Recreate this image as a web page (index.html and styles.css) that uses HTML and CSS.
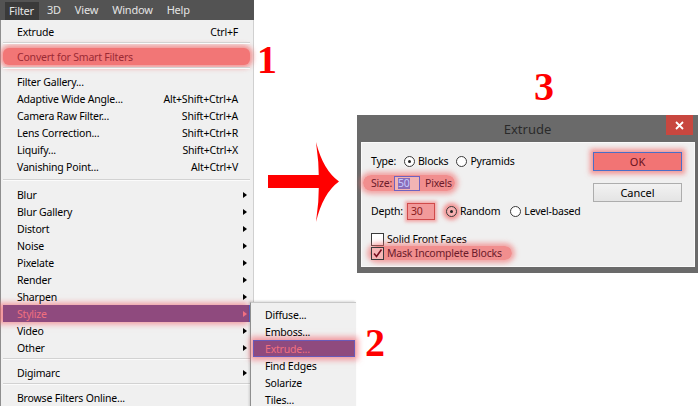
FILE: index.html
```html
<!DOCTYPE html>
<html lang="en">
<head>
    <meta charset="UTF-8">
    <title>Extrude Filter</title>
    <link rel="stylesheet" href="styles.css">
</head>
<body>
    <div class="canvas">
        <!-- Filter menu -->
        <div class="ps-menu">
            <div class="menubar">
                <span class="mb-item active">Filter</span>
                <span class="mb-item">3D</span>
                <span class="mb-item">View</span>
                <span class="mb-item">Window</span>
                <span class="mb-item">Help</span>
            </div>
            <div class="dropdown">
                <div class="item"><span>Extrude</span><span class="key">Ctrl+F</span></div>
                <div class="sep"></div>
                <div class="item glow"><span>Convert for Smart Filters</span></div>
                <div class="sep"></div>
                <div class="item"><span>Filter Gallery...</span></div>
                <div class="item"><span>Adaptive Wide Angle...</span><span class="key">Alt+Shift+Ctrl+A</span></div>
                <div class="item"><span>Camera Raw Filter...</span><span class="key">Shift+Ctrl+A</span></div>
                <div class="item"><span>Lens Correction...</span><span class="key">Shift+Ctrl+R</span></div>
                <div class="item"><span>Liquify...</span><span class="key">Shift+Ctrl+X</span></div>
                <div class="item"><span>Vanishing Point...</span><span class="key">Alt+Ctrl+V</span></div>
                <div class="sep tall"></div>
                <div class="item"><span>Blur</span><span class="arr"></span></div>
                <div class="item"><span>Blur Gallery</span><span class="arr"></span></div>
                <div class="item"><span>Distort</span><span class="arr"></span></div>
                <div class="item"><span>Noise</span><span class="arr"></span></div>
                <div class="item"><span>Pixelate</span><span class="arr"></span></div>
                <div class="item"><span>Render</span><span class="arr"></span></div>
                <div class="item"><span>Sharpen</span><span class="arr"></span></div>
                <div class="item picked"><span>Stylize</span><span class="arr"></span></div>
                <div class="item"><span>Video</span><span class="arr"></span></div>
                <div class="item"><span>Other</span><span class="arr"></span></div>
                <div class="sep"></div>
                <div class="item"><span>Digimarc</span><span class="arr"></span></div>
                <div class="sep"></div>
                <div class="item"><span>Browse Filters Online...</span></div>
            </div>
        </div>

        <!-- Stylize submenu -->
        <div class="submenu">
            <div class="item"><span>Diffuse...</span></div>
            <div class="item"><span>Emboss...</span></div>
            <div class="item picked"><span>Extrude...</span></div>
            <div class="item"><span>Find Edges</span></div>
            <div class="item"><span>Solarize</span></div>
            <div class="item"><span>Tiles...</span></div>
        </div>

        <!-- step numbers -->
        <div class="step s1">1</div>
        <div class="step s2">2</div>
        <div class="step s3">3</div>

        <svg class="arrow" viewBox="260 135 90 95" width="90" height="95">
            <rect x="268" y="175" width="52" height="13" fill="#ff0000"/>
            <path d="M316 142 Q323 170 339 181.5 Q323 193 316 222 Q322 182 316 142 Z" fill="#ff0000"/>
        </svg>

        <!-- Extrude dialog -->
        <div class="dialog">
            <div class="dlg-title">
                <span>Extrude</span>
                <span class="dlg-close">
                    <svg width="9" height="9" viewBox="0 0 9 9"><path d="M1 1 L8 8 M8 1 L1 8" stroke="#fff" stroke-width="1.8"/></svg>
                </span>
            </div>
            <div class="dlg-body">
                <div class="opts">
                    <div class="row r-type">
                        <span class="lbl type-lbl">Type:</span>
                        <span class="radio on"></span><span class="opt">Blocks</span>
                        <span class="radio"></span><span class="opt">Pyramids</span>
                    </div>
                    <div class="row r-size">
                        <span class="hl size-hl">
                            <span class="lbl size-lbl">Size:</span>
                            <span class="field sel-field"><span class="seltext">50</span></span>
                            <span>Pixels</span>
                        </span>
                    </div>
                    <div class="row r-depth">
                        <span class="lbl depth-lbl">Depth:</span>
                        <span class="field red-field">30</span>
                        <span class="radio on red-radio"></span><span class="opt">Random</span>
                        <span class="radio"></span><span class="opt">Level-based</span>
                    </div>
                    <div class="row r-check">
                        <span class="check"></span><span>Solid Front Faces</span>
                    </div>
                    <div class="row r-check">
                        <span class="hl mask-hl">
                            <span class="check on">
                                <svg width="11" height="11" viewBox="0 0 11 11"><path d="M2 5.5 L4.5 8.5 L9.5 1.5" fill="none" stroke="#7a1020" stroke-width="1.6"/></svg>
                            </span>
                            <span>Mask Incomplete Blocks</span>
                        </span>
                    </div>
                </div>
                <div class="btns">
                    <div class="btn ok">OK</div>
                    <div class="btn">Cancel</div>
                </div>
            </div>
        </div>
    </div>
</body>
</html>
```

FILE: styles.css
```css
body {
    margin: 0;
    background: #fff;
    font-family: "Noto Sans", "Open Sans", sans-serif;
    font-size: 10.5px;
    letter-spacing: -0.2px;
    color: #000;
}

.canvas {
    position: relative;
    width: 700px;
    height: 406px;
    overflow: hidden;
}

/* ---------- menu ---------- */

.ps-menu {
    position: absolute;
    left: 0;
    top: 0;
    width: 254px;
}

.menubar {
    display: flex;
    height: 20px;
    background: #535353;
    padding-left: 5px;
    gap: 2px;
}

.mb-item {
    padding: 0 6px;
    line-height: 20px;
    color: #e4e4e4;
    font-size: 11px;
}

.mb-item.active {
    background: #3a3a3a;
    margin-top: 2px;
    line-height: 18px;
    padding: 0 5px 0 4px;
}

.dropdown {
    height: 386px;
    box-sizing: border-box;
    padding-top: 3px;
    background: #f0f0f0;
    border-left: 1px solid #8e8e8e;
    border-right: 1px solid #d0d0d0;
}

.item {
    display: flex;
    justify-content: space-between;
    align-items: center;
    height: 17px;
    margin: 0 3px 0 2px;
    padding: 0 12px 0 14px;
    white-space: nowrap;
}

.arr {
    width: 0;
    height: 0;
    margin-right: -9px;
    border-left: 4px solid #000;
    border-top: 3.5px solid transparent;
    border-bottom: 3.5px solid transparent;
}

.sep {
    height: 8px;
    margin: 0 3px 0 2px;
    position: relative;
}

.sep::before {
    content: "";
    position: absolute;
    left: 0;
    right: 0;
    top: 2px;
    border-top: 1px solid #d2d2d2;
    border-bottom: 1px solid #fbfbfb;
}

.sep.tall {
    height: 11px;
}

.sep.tall::before {
    top: 4px;
}

.item.glow {
    background: #f27676;
    color: #9a2a34;
    border-radius: 6px;
    box-shadow: 0 0 5px 3px rgba(244, 110, 110, 0.7);
}

.item.picked {
    background: #8f4a7e;
    color: #f0707e;
    box-shadow: -4px 0 6px 2px rgba(244, 90, 100, 0.6), inset -1px 0 0 #5a6ad0;
}

.item.picked .arr {
    border-left-color: #f07080;
}

/* ---------- submenu ---------- */

.submenu {
    position: absolute;
    left: 250px;
    top: 302px;
    width: 106px;
    height: 110px;
    box-sizing: border-box;
    padding-top: 3px;
    background: #f0f0f0;
    border-left: 1px solid #8e8e8e;
    border-top: 1px solid #c8c8c8;
    box-shadow: -1px -1px 2px rgba(0, 0, 0, 0.15);
}

.submenu .item {
    margin: 0 1px 0 2px;
    padding-left: 12px;
}

.submenu .item.picked {
    box-shadow: 0 0 6px 3px rgba(244, 90, 100, 0.6), inset 0 0 0 1px #6a5ab8;
}

/* ---------- step numbers and arrow ---------- */

.step {
    position: absolute;
    font-family: "Liberation Serif", serif;
    font-weight: bold;
    font-size: 40px;
    line-height: 40px;
    color: #ff0000;
    letter-spacing: 0;
}

.s1 { left: 257px; top: 40px; }
.s2 { left: 365px; top: 323px; }
.s3 { left: 534px; top: 67px; }

.arrow {
    position: absolute;
    left: 260px;
    top: 135px;
}

/* ---------- dialog ---------- */

.dialog {
    position: absolute;
    left: 357px;
    top: 115px;
    width: 341px;
    height: 158px;
    background: #6a6a6a;
}

.dlg-title {
    position: relative;
    height: 27px;
    display: flex;
    align-items: center;
    justify-content: center;
    color: #2a2a2a;
    font-size: 13px;
    letter-spacing: 0;
}

.dlg-close {
    position: absolute;
    right: 5px;
    top: 0;
    width: 27px;
    height: 20px;
    background: #c8473f;
    display: flex;
    align-items: center;
    justify-content: center;
}

.dlg-body {
    display: flex;
    height: 125px;
    margin: 0 3px 0 4px;
    box-sizing: border-box;
    background: #f0f0f0;
    border: 1px solid #fafafa;
}

.opts {
    width: 231px;
    padding: 10px 0 0 9px;
    box-sizing: border-box;
}

.row {
    display: flex;
    align-items: center;
    white-space: nowrap;
}

.r-type { height: 16px; }
.r-size { height: 16px; margin-top: 6px; }
.r-depth { height: 18px; margin-top: 11px; }
.r-check { height: 14px; }
.r-depth + .r-check { margin-top: 12px; }

.type-lbl { width: 33px; }
.depth-lbl { width: 36px; }
.size-lbl { width: 23px; }

.radio {
    width: 11px;
    height: 11px;
    box-sizing: border-box;
    border: 1px solid #3a3a3a;
    border-radius: 50%;
    background: #fff;
    margin-right: 3px;
    display: flex;
    align-items: center;
    justify-content: center;
}

.radio.on::after {
    content: "";
    width: 3px;
    height: 3px;
    border-radius: 50%;
    background: #222;
}

.r-type .opt { margin-right: 8px; }
.r-depth .opt { margin-right: 10px; }

.red-radio {
    margin-left: 11px;
    background: #f7b0b0;
    box-shadow: 0 0 4px 3px rgba(244, 100, 100, 0.7);
}

.field {
    box-sizing: border-box;
    border: 1px solid #9a9a9a;
    display: flex;
    align-items: center;
    padding-left: 3px;
    background: #fff;
}

.sel-field {
    width: 26px;
    height: 15px;
    margin-right: 5px;
    border-color: #6e62c0;
    background: #f2b4b4;
}

.seltext {
    background: #8a6cb8;
    color: #c6cbff;
    line-height: 11px;
}

.red-field {
    width: 28px;
    height: 17px;
    border-color: #d04a4a;
    background: #f29a9a;
    color: #8a1a20;
    box-shadow: 0 0 3px 2px rgba(244, 100, 100, 0.5);
}

.hl {
    display: flex;
    align-items: center;
    border-radius: 8px;
    color: #6a1a2a;
    background: rgba(242, 110, 110, 0.75);
    box-shadow: 0 0 5px 3px rgba(242, 110, 110, 0.6);
}

.size-hl {
    margin-left: -8px;
    padding: 0 3px 0 8px;
    height: 16px;
}

.mask-hl {
    margin-left: -1px;
    padding: 0 10px 0 1px;
    height: 14px;
}

.check {
    width: 13px;
    height: 13px;
    box-sizing: border-box;
    border: 1px solid #3a3a3a;
    background: #fff;
    margin-right: 3px;
    display: flex;
    align-items: center;
    justify-content: center;
}

.check.on {
    background: #f6b6b6;
}

.btns {
    display: flex;
    flex-direction: column;
    gap: 12px;
    padding-top: 9px;
}

.btn {
    width: 89px;
    height: 19px;
    box-sizing: border-box;
    border: 1px solid #adadad;
    background: linear-gradient(#f2f2f2, #e4e4e4);
    display: flex;
    align-items: center;
    justify-content: center;
    font-size: 11px;
    letter-spacing: 0;
}

.btn.ok {
    border-color: #4a6ec8;
    background: #f27474;
    color: #6a1020;
    box-shadow: 0 0 5px 3px rgba(244, 110, 110, 0.7);
}
```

**Given exercise**
Give only the number of lines in the material above that include the word "index".

**The result**
2